1. The input capacitor should not be that large.  Its voltage has to follow the input voltage.  The PFC output capacitor is large but isolated from the input line once it has charged.

2. PFC converters are all current mode as far as I know so the input transistor is protected by cycle-by-cycle current limiting.

3. No PFC converter should be producing a surge current larger than the equivalent rectifier-capacitor filter.

4. If a non-boost PFC converter topology was used, then soft start capability could be included very easily.  The standard boost converter topology cannot do this without adding another switch to convert it into a buck-boost topology.

What about applying AC power at the zero crossing to reduce the startup surge of trying to charge the PFC output capacitor?

Alternatively, I might try adding an external NTC current limiter.

If you are looking for a setup for testing PFC converters and off-line converters in general under controlled conditions, then I might just go the brute force route and build a giant controlled AC current limiter.  This could be done linearly or with a switching output.  In the later case, it is just a better sine wave inverter for power applications.  They make AC power supplies for exactly this application.

[najrao]

Thank you Mr.Hess.
I agree with each of your points in  general.
1. There is ALWAYS a direct bypass to the PFC circuit, a surge rated diode charges the dc bus if the PFC doesn't. This itself, and the PFC if active, are inrush limited by a NTC thermistor, or a surge rated power resistor, subsequently shorted out once the bus voltage exceeds about 330V by a relay. So there IS some attempt to rein in the inrush. I ask if n external circuit used temporarily can be devised to moderate further. I have to test psu's with unknown history, and quite a few are blown.
2. Certainly, but more psu's fail due to the PFC mosfet/IGBT than any other cause.
3. see 1.
4. Never seen one.

I do have some 40A SCR relays which claim to be zero-voltage turn on. I shall experiment with one by and by.

[David Hess]

1. There is ALWAYS a direct bypass to the PFC circuit, a surge rated diode charges the dc bus if the PFC doesn't. This itself, and the PFC if active, are inrush limited by a NTC thermistor, or a surge rated power resistor, subsequently shorted out once the bus voltage exceeds about 330V by a relay. So there IS some attempt to rein in the inrush. I ask if n external circuit used temporarily can be devised to moderate further. I have to test psu's with unknown history, and quite a few are blown.

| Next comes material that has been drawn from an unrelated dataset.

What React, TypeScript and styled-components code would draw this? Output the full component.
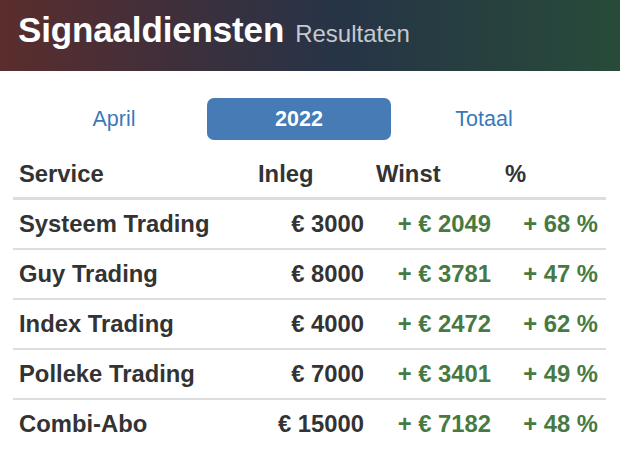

The direct bypass would not be needed if a different PFC topology was used.  Nobody does this of course for the reason sited below.

Why not add a large external NTC thermistor with bypass circuit to further lower the surge current?

Some thyristor circuits include a series inductor to limit dI/dT,  The inductor is deliberately designed to saturate lowering its impedance after a time which conveniently makes it small and inexpensive.  Something similar could be done to limit inrush current.

For testing power supplies, one of the large (and expensive) AC power supplies designed for off-line power supply design and testing would be the solution albeit an expensive one.

2. Certainly, but more psu's fail due to the PFC mosfet/IGBT than any other cause.

The power switch is the most expensive part so it is the least derated.  Still, they really should never fail but of course they do.

4. Never seen one.

I have not either.  But all three common switching converter topologies may be used for PFC.  I suspect the easiest way would be to change a boost topology to a buck-boost but since the surge current demands of a standard boost converter are no greater than the rectifier-capacitor input filter that it replaces, there has little need for such a thing.  The ubiquitous solution is to use an NTC thermistor to limit surge current.

I do have some 40A SCR relays which claim to be zero-voltage turn on. I shall experiment with one by and by.

Some solid state relays are zero crossing.  A TRIAC with a zero crossing optocoupler is the usual inexpensive way to implement this.